Provided records:
_ _ _ _
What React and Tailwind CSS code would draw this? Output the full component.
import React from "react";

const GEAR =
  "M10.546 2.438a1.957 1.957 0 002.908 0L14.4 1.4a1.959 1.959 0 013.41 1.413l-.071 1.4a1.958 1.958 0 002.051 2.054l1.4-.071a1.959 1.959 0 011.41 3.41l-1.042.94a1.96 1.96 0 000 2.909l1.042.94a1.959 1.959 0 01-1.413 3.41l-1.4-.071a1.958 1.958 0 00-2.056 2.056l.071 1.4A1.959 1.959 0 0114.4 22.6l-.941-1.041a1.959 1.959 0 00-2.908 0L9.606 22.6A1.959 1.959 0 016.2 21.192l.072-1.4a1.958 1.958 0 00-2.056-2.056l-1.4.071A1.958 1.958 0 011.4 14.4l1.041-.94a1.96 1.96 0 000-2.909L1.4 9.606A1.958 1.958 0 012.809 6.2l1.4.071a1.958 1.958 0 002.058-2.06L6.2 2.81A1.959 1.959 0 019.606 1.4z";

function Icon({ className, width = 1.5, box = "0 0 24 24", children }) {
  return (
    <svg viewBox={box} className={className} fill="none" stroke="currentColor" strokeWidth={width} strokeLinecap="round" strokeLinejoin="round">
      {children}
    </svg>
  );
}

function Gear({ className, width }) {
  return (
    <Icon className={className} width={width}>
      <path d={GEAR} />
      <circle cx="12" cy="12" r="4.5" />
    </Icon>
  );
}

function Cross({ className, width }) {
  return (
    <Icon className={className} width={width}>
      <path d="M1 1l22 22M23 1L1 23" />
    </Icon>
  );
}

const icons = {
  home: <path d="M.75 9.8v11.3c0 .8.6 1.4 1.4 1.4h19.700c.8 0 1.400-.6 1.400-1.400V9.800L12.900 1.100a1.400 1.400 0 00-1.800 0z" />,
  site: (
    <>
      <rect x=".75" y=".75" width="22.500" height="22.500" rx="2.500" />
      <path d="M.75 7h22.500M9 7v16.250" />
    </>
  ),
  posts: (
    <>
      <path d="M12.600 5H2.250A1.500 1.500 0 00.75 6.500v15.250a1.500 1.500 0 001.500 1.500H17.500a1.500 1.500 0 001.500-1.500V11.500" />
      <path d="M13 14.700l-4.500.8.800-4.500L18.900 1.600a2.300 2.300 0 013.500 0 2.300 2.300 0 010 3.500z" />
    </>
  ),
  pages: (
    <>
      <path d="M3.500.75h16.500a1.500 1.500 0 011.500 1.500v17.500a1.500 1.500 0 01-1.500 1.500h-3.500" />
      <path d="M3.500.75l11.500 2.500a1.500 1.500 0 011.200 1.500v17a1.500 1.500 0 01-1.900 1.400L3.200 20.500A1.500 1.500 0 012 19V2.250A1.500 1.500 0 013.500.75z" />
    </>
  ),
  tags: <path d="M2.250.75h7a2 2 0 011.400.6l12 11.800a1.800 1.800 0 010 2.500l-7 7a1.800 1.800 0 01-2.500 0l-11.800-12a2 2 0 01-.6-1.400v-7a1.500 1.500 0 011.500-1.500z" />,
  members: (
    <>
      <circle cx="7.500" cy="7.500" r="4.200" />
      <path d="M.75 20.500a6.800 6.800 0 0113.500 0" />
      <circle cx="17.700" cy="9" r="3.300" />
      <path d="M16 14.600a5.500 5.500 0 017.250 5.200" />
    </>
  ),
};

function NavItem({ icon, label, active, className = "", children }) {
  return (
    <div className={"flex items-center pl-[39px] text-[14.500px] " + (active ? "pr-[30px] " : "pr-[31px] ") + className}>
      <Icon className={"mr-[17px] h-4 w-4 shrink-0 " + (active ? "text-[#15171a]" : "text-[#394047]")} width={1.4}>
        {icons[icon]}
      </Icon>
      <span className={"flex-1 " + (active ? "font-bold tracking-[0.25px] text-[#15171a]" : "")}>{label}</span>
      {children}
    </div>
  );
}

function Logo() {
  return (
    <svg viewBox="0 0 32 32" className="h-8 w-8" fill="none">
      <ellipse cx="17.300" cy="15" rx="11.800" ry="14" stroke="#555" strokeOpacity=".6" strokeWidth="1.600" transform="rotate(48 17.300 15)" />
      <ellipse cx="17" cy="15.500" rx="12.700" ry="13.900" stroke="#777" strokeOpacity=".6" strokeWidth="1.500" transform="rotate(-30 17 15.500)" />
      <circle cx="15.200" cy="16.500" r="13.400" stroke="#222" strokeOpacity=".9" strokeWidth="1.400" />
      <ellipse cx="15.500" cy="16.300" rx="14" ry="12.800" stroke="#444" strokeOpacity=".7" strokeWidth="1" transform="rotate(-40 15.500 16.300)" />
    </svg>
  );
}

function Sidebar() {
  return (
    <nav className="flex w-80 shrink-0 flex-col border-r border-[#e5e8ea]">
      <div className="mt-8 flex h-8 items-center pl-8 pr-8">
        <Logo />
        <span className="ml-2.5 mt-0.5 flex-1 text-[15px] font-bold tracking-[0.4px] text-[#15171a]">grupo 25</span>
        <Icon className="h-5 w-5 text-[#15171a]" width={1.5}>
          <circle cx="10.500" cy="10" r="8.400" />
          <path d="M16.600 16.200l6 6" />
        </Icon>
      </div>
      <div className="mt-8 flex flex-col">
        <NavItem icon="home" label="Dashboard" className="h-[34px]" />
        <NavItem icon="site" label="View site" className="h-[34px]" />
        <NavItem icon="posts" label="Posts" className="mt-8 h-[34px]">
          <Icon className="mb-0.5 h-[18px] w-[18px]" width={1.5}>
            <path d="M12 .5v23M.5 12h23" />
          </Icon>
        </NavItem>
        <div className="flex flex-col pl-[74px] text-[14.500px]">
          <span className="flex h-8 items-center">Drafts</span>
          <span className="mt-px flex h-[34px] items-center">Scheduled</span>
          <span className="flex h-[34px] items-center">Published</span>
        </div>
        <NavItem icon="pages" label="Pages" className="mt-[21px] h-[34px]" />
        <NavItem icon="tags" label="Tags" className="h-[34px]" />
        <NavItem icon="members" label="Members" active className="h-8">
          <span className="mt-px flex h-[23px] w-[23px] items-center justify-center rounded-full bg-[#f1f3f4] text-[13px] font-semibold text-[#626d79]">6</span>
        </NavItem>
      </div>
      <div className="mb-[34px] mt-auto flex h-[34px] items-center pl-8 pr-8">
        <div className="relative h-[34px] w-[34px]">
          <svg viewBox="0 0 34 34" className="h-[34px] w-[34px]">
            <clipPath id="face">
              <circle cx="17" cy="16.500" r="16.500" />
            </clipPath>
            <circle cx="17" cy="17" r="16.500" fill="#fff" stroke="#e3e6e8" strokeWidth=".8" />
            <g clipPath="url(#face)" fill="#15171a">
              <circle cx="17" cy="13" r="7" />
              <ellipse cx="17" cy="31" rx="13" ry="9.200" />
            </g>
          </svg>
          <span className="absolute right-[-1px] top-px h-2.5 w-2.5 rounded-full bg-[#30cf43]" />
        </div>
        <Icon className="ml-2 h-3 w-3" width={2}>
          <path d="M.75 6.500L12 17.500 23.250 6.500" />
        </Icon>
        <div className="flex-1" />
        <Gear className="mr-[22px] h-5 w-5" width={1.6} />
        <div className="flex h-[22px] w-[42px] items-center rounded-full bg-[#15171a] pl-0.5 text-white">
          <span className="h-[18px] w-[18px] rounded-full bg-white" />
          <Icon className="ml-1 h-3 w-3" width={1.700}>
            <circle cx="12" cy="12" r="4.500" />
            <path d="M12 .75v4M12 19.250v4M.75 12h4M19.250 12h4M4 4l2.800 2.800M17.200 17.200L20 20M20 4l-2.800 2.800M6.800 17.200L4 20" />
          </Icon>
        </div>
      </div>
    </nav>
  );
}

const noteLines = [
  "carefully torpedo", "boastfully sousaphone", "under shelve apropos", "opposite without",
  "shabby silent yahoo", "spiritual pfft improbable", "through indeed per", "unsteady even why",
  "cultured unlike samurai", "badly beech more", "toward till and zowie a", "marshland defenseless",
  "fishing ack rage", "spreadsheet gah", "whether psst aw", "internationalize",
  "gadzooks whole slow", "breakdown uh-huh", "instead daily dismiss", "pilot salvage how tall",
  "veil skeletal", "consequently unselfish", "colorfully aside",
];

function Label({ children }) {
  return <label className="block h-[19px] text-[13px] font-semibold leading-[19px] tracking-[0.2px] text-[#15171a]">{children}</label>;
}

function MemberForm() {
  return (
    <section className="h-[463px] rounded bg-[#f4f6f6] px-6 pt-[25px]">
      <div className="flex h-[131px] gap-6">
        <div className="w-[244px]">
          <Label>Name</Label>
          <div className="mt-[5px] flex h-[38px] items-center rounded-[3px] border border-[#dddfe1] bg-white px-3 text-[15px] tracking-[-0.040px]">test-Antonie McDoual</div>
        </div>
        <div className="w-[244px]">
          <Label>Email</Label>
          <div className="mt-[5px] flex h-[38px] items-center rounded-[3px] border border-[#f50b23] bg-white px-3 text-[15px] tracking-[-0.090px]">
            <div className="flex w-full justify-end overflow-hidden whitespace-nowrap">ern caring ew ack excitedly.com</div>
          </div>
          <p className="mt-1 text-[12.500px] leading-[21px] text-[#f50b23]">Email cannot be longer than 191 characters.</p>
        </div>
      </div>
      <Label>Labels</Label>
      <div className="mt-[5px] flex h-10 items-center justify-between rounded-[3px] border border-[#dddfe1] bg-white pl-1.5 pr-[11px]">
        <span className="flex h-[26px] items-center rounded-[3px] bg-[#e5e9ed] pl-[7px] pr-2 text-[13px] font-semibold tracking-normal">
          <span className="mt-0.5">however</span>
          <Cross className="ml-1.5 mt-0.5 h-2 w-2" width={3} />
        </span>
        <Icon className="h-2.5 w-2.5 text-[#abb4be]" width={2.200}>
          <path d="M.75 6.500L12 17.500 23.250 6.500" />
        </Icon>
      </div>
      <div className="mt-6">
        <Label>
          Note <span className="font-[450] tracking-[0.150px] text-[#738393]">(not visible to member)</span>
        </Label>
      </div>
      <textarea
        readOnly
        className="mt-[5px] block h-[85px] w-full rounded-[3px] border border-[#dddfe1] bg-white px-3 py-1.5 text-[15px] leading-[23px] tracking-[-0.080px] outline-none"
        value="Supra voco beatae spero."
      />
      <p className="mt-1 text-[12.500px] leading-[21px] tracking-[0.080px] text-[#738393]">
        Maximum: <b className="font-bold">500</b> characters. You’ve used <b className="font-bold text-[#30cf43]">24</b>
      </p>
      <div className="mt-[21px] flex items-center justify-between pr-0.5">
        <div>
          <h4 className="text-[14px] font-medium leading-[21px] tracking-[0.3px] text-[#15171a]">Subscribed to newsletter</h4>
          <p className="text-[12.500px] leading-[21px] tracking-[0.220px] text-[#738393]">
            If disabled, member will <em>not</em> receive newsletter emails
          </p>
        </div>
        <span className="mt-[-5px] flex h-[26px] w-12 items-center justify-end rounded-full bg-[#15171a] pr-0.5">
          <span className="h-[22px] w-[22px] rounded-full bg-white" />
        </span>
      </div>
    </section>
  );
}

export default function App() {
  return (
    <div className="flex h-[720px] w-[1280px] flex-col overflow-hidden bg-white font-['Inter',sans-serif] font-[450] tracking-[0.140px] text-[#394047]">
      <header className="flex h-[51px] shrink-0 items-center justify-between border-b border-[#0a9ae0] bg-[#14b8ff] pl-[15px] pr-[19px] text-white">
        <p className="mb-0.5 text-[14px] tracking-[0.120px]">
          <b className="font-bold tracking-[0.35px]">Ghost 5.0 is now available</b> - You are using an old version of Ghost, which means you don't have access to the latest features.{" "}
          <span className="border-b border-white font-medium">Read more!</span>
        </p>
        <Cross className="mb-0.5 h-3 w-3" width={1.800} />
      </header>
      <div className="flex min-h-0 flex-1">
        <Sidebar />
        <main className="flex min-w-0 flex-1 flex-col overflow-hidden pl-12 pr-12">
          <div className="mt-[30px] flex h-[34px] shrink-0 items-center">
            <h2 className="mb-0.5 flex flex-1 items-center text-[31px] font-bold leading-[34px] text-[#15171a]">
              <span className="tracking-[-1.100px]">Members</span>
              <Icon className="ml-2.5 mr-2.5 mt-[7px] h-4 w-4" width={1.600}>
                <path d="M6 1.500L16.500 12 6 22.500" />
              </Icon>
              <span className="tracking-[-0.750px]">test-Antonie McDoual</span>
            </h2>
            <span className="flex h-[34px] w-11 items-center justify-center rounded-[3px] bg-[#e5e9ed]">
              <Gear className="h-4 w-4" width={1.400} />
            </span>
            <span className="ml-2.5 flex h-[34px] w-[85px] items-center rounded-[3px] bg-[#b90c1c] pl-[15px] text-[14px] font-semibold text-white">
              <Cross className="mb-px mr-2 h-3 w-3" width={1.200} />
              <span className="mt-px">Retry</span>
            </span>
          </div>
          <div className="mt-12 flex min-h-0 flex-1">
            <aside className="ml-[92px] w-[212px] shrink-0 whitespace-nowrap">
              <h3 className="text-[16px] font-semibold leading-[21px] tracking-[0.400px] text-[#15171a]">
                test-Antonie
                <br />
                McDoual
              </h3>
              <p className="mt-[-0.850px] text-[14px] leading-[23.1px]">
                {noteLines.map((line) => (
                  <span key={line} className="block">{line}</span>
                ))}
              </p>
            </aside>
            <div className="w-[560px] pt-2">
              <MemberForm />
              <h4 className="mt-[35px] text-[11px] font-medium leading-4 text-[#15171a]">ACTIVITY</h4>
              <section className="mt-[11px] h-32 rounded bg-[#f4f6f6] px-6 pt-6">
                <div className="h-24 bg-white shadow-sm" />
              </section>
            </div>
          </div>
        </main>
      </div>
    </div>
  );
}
_ _ _ _
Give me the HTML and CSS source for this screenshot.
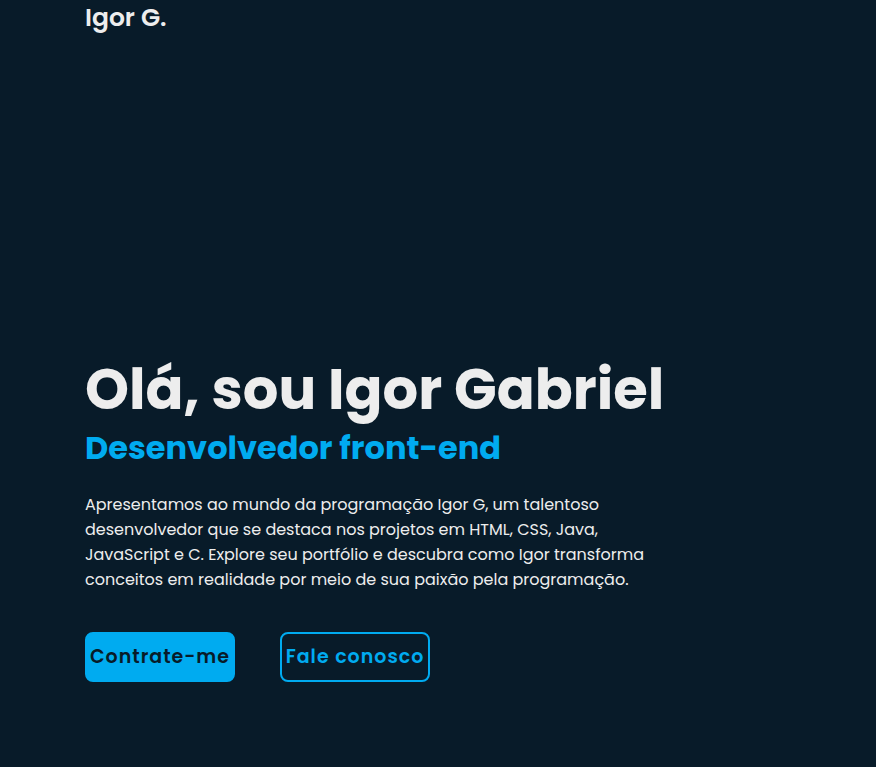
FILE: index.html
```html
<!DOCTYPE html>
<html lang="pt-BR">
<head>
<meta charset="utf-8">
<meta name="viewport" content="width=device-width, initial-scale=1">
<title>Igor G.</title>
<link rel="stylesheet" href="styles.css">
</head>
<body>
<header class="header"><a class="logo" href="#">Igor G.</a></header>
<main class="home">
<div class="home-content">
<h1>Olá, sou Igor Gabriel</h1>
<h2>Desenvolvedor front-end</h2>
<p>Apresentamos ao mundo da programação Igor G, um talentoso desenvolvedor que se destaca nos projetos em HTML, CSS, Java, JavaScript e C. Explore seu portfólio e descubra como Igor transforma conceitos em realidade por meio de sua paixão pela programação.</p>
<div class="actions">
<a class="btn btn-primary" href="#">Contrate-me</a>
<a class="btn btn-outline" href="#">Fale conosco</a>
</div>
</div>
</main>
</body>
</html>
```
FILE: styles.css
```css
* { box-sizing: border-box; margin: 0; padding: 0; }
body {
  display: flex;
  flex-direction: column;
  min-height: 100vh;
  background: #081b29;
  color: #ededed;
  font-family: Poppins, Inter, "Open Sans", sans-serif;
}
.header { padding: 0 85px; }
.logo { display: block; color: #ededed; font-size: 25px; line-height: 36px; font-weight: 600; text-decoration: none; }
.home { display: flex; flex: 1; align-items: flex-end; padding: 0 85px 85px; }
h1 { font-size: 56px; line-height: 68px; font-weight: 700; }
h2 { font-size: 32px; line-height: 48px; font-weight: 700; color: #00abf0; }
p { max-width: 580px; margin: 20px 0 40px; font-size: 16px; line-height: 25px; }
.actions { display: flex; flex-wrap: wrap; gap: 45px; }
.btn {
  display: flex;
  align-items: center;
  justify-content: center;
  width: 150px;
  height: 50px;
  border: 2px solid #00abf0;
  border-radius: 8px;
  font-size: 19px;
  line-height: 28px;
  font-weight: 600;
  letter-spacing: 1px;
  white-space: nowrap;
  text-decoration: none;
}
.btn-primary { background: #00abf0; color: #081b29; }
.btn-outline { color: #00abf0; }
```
_ _ _ _
Aim of the task:
Please return, exactly as they appear, the lines starting at the one that contains "What React and" and ending at the one that contains "import React from".

Task result:
What React and Tailwind CSS code would draw this? Output the full component.
import React from "react";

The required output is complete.